Forging a Partnership

Princeton’s first releases with CRKT are the Fial™ and the Nucleus – both based on his award-winning customs. The Fial™ is a folding knife and wine opener in one, where the corkscrew is completely hidden when closed rather than protruding past the rear of the handle, as is common in other similar tools. Designing a folding knife is already challenging, “but if you're trying to fit other things in there, and keep it beautiful, you have much less room to work with,” he says. “I was trying to cram a corkscrew into the profile of a pocket knife while maintaining a blade ratio that actually looked correct. That was pretty tough to package it all in a way that was aesthetically pleasing.

The Nucleus is heavily inspired by Princeton’s love of Japanese anime, specifically the TV show Mobile Suit Gundam. Unlike any of his other custom folding knives, the Nucleus has aggressive angles that carve the profile of a stealth fighter, reminiscent of Gundam robots. Princeton designed the bolsters to be identical on both sides of the knife, cleverly hiding the frame lock bar and adding to the sharp, futuristic aesthetic.

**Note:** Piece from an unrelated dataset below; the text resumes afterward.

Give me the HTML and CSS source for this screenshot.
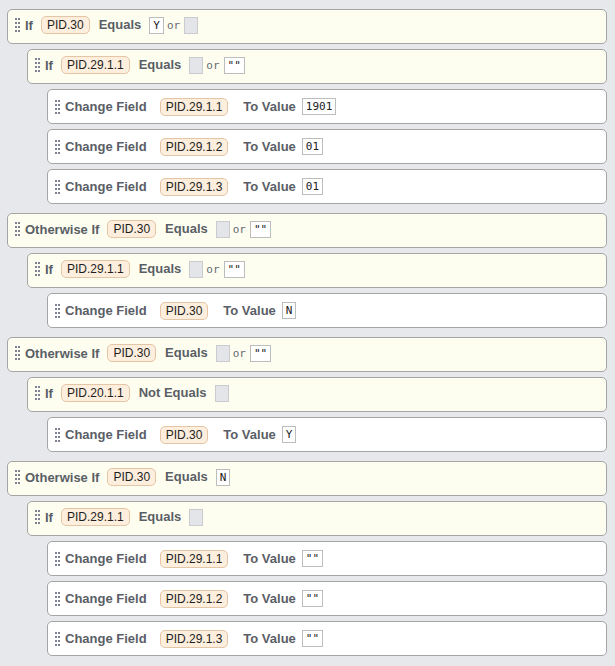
FILE: index.html
```html
<!DOCTYPE html>
<html>
<head>
<meta charset="utf-8">
<link rel="stylesheet" href="styles.css">
</head>
<body>
<div class="tree">
  <div class="block cond first">
    <svg class="grip" width="5" height="14" viewBox="0 0 5 14"><g fill="#7d8394"><rect x="0" y="0" width="2" height="2"/><rect x="3" y="0" width="2" height="2"/><rect x="0" y="4" width="2" height="2"/><rect x="3" y="4" width="2" height="2"/><rect x="0" y="8" width="2" height="2"/><rect x="3" y="8" width="2" height="2"/><rect x="0" y="12" width="2" height="2"/><rect x="3" y="12" width="2" height="2"/></g></svg>
    <span class="label">If</span><span class="pill">PID.30</span><span class="kw">Equals</span><span class="val">Y</span><span class="or">or</span><span class="empty"></span>
  </div>
  <div class="children">
    <div class="block cond">
      <svg class="grip" width="5" height="14" viewBox="0 0 5 14"><g fill="#7d8394"><rect x="0" y="0" width="2" height="2"/><rect x="3" y="0" width="2" height="2"/><rect x="0" y="4" width="2" height="2"/><rect x="3" y="4" width="2" height="2"/><rect x="0" y="8" width="2" height="2"/><rect x="3" y="8" width="2" height="2"/><rect x="0" y="12" width="2" height="2"/><rect x="3" y="12" width="2" height="2"/></g></svg>
      <span class="label">If</span><span class="pill">PID.29.1.1</span><span class="kw">Equals</span><span class="empty"></span><span class="or">or</span><span class="val">""</span>
    </div>
    <div class="children">
      <div class="block action">
        <svg class="grip" width="5" height="14" viewBox="0 0 5 14"><g fill="#7d8394"><rect x="0" y="0" width="2" height="2"/><rect x="3" y="0" width="2" height="2"/><rect x="0" y="4" width="2" height="2"/><rect x="3" y="4" width="2" height="2"/><rect x="0" y="8" width="2" height="2"/><rect x="3" y="8" width="2" height="2"/><rect x="0" y="12" width="2" height="2"/><rect x="3" y="12" width="2" height="2"/></g></svg>
        <span class="label">Change Field</span><span class="pill">PID.29.1.1</span><span class="kw">To Value</span><span class="val">1901</span>
      </div>
      <div class="block action">
        <svg class="grip" width="5" height="14" viewBox="0 0 5 14"><g fill="#7d8394"><rect x="0" y="0" width="2" height="2"/><rect x="3" y="0" width="2" height="2"/><rect x="0" y="4" width="2" height="2"/><rect x="3" y="4" width="2" height="2"/><rect x="0" y="8" width="2" height="2"/><rect x="3" y="8" width="2" height="2"/><rect x="0" y="12" width="2" height="2"/><rect x="3" y="12" width="2" height="2"/></g></svg>
        <span class="label">Change Field</span><span class="pill">PID.29.1.2</span><span class="kw">To Value</span><span class="val">01</span>
      </div>
      <div class="block action">
        <svg class="grip" width="5" height="14" viewBox="0 0 5 14"><g fill="#7d8394"><rect x="0" y="0" width="2" height="2"/><rect x="3" y="0" width="2" height="2"/><rect x="0" y="4" width="2" height="2"/><rect x="3" y="4" width="2" height="2"/><rect x="0" y="8" width="2" height="2"/><rect x="3" y="8" width="2" height="2"/><rect x="0" y="12" width="2" height="2"/><rect x="3" y="12" width="2" height="2"/></g></svg>
        <span class="label">Change Field</span><span class="pill">PID.29.1.3</span><span class="kw">To Value</span><span class="val">01</span>
      </div>
    </div>
  </div>

  <div class="block cond top">
    <svg class="grip" width="5" height="14" viewBox="0 0 5 14"><g fill="#7d8394"><rect x="0" y="0" width="2" height="2"/><rect x="3" y="0" width="2" height="2"/><rect x="0" y="4" width="2" height="2"/><rect x="3" y="4" width="2" height="2"/><rect x="0" y="8" width="2" height="2"/><rect x="3" y="8" width="2" height="2"/><rect x="0" y="12" width="2" height="2"/><rect x="3" y="12" width="2" height="2"/></g></svg>
    <span class="label">Otherwise If</span><span class="pill">PID.30</span><span class="kw">Equals</span><span class="empty"></span><span class="or">or</span><span class="val">""</span>
  </div>
  <div class="children">
    <div class="block cond">
      <svg class="grip" width="5" height="14" viewBox="0 0 5 14"><g fill="#7d8394"><rect x="0" y="0" width="2" height="2"/><rect x="3" y="0" width="2" height="2"/><rect x="0" y="4" width="2" height="2"/><rect x="3" y="4" width="2" height="2"/><rect x="0" y="8" width="2" height="2"/><rect x="3" y="8" width="2" height="2"/><rect x="0" y="12" width="2" height="2"/><rect x="3" y="12" width="2" height="2"/></g></svg>
      <span class="label">If</span><span class="pill">PID.29.1.1</span><span class="kw">Equals</span><span class="empty"></span><span class="or">or</span><span class="val">""</span>
    </div>
    <div class="children">
      <div class="block action">
        <svg class="grip" width="5" height="14" viewBox="0 0 5 14"><g fill="#7d8394"><rect x="0" y="0" width="2" height="2"/><rect x="3" y="0" width="2" height="2"/><rect x="0" y="4" width="2" height="2"/><rect x="3" y="4" width="2" height="2"/><rect x="0" y="8" width="2" height="2"/><rect x="3" y="8" width="2" height="2"/><rect x="0" y="12" width="2" height="2"/><rect x="3" y="12" width="2" height="2"/></g></svg>
        <span class="label">Change Field</span><span class="pill">PID.30</span><span class="kw">To Value</span><span class="val">N</span>
      </div>
    </div>
  </div>

  <div class="block cond top">
    <svg class="grip" width="5" height="14" viewBox="0 0 5 14"><g fill="#7d8394"><rect x="0" y="0" width="2" height="2"/><rect x="3" y="0" width="2" height="2"/><rect x="0" y="4" width="2" height="2"/><rect x="3" y="4" width="2" height="2"/><rect x="0" y="8" width="2" height="2"/><rect x="3" y="8" width="2" height="2"/><rect x="0" y="12" width="2" height="2"/><rect x="3" y="12" width="2" height="2"/></g></svg>
    <span class="label">Otherwise If</span><span class="pill">PID.30</span><span class="kw">Equals</span><span class="empty"></span><span class="or">or</span><span class="val">""</span>
  </div>
  <div class="children">
    <div class="block cond">
      <svg class="grip" width="5" height="14" viewBox="0 0 5 14"><g fill="#7d8394"><rect x="0" y="0" width="2" height="2"/><rect x="3" y="0" width="2" height="2"/><rect x="0" y="4" width="2" height="2"/><rect x="3" y="4" width="2" height="2"/><rect x="0" y="8" width="2" height="2"/><rect x="3" y="8" width="2" height="2"/><rect x="0" y="12" width="2" height="2"/><rect x="3" y="12" width="2" height="2"/></g></svg>
      <span class="label">If</span><span class="pill">PID.20.1.1</span><span class="kw">Not Equals</span><span class="empty"></span>
    </div>
    <div class="children">
      <div class="block action">
        <svg class="grip" width="5" height="14" viewBox="0 0 5 14"><g fill="#7d8394"><rect x="0" y="0" width="2" height="2"/><rect x="3" y="0" width="2" height="2"/><rect x="0" y="4" width="2" height="2"/><rect x="3" y="4" width="2" height="2"/><rect x="0" y="8" width="2" height="2"/><rect x="3" y="8" width="2" height="2"/><rect x="0" y="12" width="2" height="2"/><rect x="3" y="12" width="2" height="2"/></g></svg>
        <span class="label">Change Field</span><span class="pill">PID.30</span><span class="kw">To Value</span><span class="val">Y</span>
      </div>
    </div>
  </div>

  <div class="block cond top">
    <svg class="grip" width="5" height="14" viewBox="0 0 5 14"><g fill="#7d8394"><rect x="0" y="0" width="2" height="2"/><rect x="3" y="0" width="2" height="2"/><rect x="0" y="4" width="2" height="2"/><rect x="3" y="4" width="2" height="2"/><rect x="0" y="8" width="2" height="2"/><rect x="3" y="8" width="2" height="2"/><rect x="0" y="12" width="2" height="2"/><rect x="3" y="12" width="2" height="2"/></g></svg>
    <span class="label">Otherwise If</span><span class="pill">PID.30</span><span class="kw">Equals</span><span class="val">N</span>
  </div>
  <div class="children">
    <div class="block cond">
      <svg class="grip" width="5" height="14" viewBox="0 0 5 14"><g fill="#7d8394"><rect x="0" y="0" width="2" height="2"/><rect x="3" y="0" width="2" height="2"/><rect x="0" y="4" width="2" height="2"/><rect x="3" y="4" width="2" height="2"/><rect x="0" y="8" width="2" height="2"/><rect x="3" y="8" width="2" height="2"/><rect x="0" y="12" width="2" height="2"/><rect x="3" y="12" width="2" height="2"/></g></svg>
      <span class="label">If</span><span class="pill">PID.29.1.1</span><span class="kw">Equals</span><span class="empty"></span>
    </div>
    <div class="children">
      <div class="block action">
        <svg class="grip" width="5" height="14" viewBox="0 0 5 14"><g fill="#7d8394"><rect x="0" y="0" width="2" height="2"/><rect x="3" y="0" width="2" height="2"/><rect x="0" y="4" width="2" height="2"/><rect x="3" y="4" width="2" height="2"/><rect x="0" y="8" width="2" height="2"/><rect x="3" y="8" width="2" height="2"/><rect x="0" y="12" width="2" height="2"/><rect x="3" y="12" width="2" height="2"/></g></svg>
        <span class="label">Change Field</span><span class="pill">PID.29.1.1</span><span class="kw">To Value</span><span class="val">""</span>
      </div>
      <div class="block action">
        <svg class="grip" width="5" height="14" viewBox="0 0 5 14"><g fill="#7d8394"><rect x="0" y="0" width="2" height="2"/><rect x="3" y="0" width="2" height="2"/><rect x="0" y="4" width="2" height="2"/><rect x="3" y="4" width="2" height="2"/><rect x="0" y="8" width="2" height="2"/><rect x="3" y="8" width="2" height="2"/><rect x="0" y="12" width="2" height="2"/><rect x="3" y="12" width="2" height="2"/></g></svg>
        <span class="label">Change Field</span><span class="pill">PID.29.1.2</span><span class="kw">To Value</span><span class="val">""</span>
      </div>
      <div class="block action">
        <svg class="grip" width="5" height="14" viewBox="0 0 5 14"><g fill="#7d8394"><rect x="0" y="0" width="2" height="2"/><rect x="3" y="0" width="2" height="2"/><rect x="0" y="4" width="2" height="2"/><rect x="3" y="4" width="2" height="2"/><rect x="0" y="8" width="2" height="2"/><rect x="3" y="8" width="2" height="2"/><rect x="0" y="12" width="2" height="2"/><rect x="3" y="12" width="2" height="2"/></g></svg>
        <span class="label">Change Field</span><span class="pill">PID.29.1.3</span><span class="kw">To Value</span><span class="val">""</span>
      </div>
    </div>
  </div>
</div>
</body>
</html>
```

FILE: styles.css
```css
html, body {
  margin: 0;
  padding: 0;
  background: #e7e8ec;
}

body {
  font-family: "Liberation Sans", Arial, sans-serif;
}

.tree {
  padding: 4px 8px 0 7px;
}

.children {
  margin-left: 20px;
}

.block {
  display: flex;
  align-items: center;
  box-sizing: border-box;
  height: 35px;
  margin-top: 5px;
  padding-left: 7px;
  border: 1px solid #a5a5a5;
  border-radius: 5px;
  background: #ffffff;
}

.block.top {
  margin-top: 9px;
}

.block.cond {
  background: #fefef0;
  padding-bottom: 3px;
}

.grip {
  flex: none;
  margin-right: 5px;
}

.label,
.kw {
  font-size: 13px;
  font-weight: bold;
  color: #5a5e66;
  white-space: nowrap;
}

.cond .label {
  margin-right: 8px;
}

.cond .kw {
  margin-left: 9px;
  margin-right: 8px;
  position: relative;
  top: -1px;
}

.action .label {
  margin-right: 13px;
}

.action .kw {
  margin-left: 15px;
  margin-right: 6px;
}

.pill {
  box-sizing: border-box;
  height: 18px;
  line-height: 16px;
  padding: 0 5px;
  border: 1px solid #e4c6a6;
  border-radius: 5px;
  background: #fdeedd;
  font-size: 12px;
  color: #1e1e1e;
  white-space: nowrap;
}

.val {
  box-sizing: border-box;
  height: 17px;
  line-height: 15px;
  padding: 0 3px;
  border: 1px solid #bdbdbd;
  background: #ffffff;
  font-family: "DejaVu Sans Mono", monospace;
  font-size: 11px;
  color: #222;
  white-space: pre;
}

.empty {
  box-sizing: border-box;
  width: 14px;
  height: 17px;
  border: 1px solid #c9cbcf;
  background: #e3e5e9;
}

.or {
  margin: 0 4px 0 3px;
  font-family: "DejaVu Sans Mono", monospace;
  font-size: 11px;
  color: #666a70;
}
```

Now with two children, ages 6 and 3, perhaps the most impressive feat of all is that Princeton finds a way to balance his pressure-cooker work ethic with a satisfying family life. Mimi says that fatherhood has provided him the escape from work that he needs, a scheduled time to decompress and collect himself. He’s home every evening and there for the weekend routines, even “if he may go work on more designs after the kids are in bed,” she says. Mimi also recently convinced him to join her for Yoga every Sunday. “We go and just de-stress with a downward dog and we have a good time,” she laughs.

So after cars, knives, and all manner of fabrication projects, what could possibly be next? “Watches,” says Princeton. “I love mechanical watches, for the same reasons I love all these other mechanical things. I’m fascinated by all the movements and little gears.”

He doesn’t have the machinery (yet) to manufacture the miniature components of a watch, but it’s only a matter of time. The gears are already turning.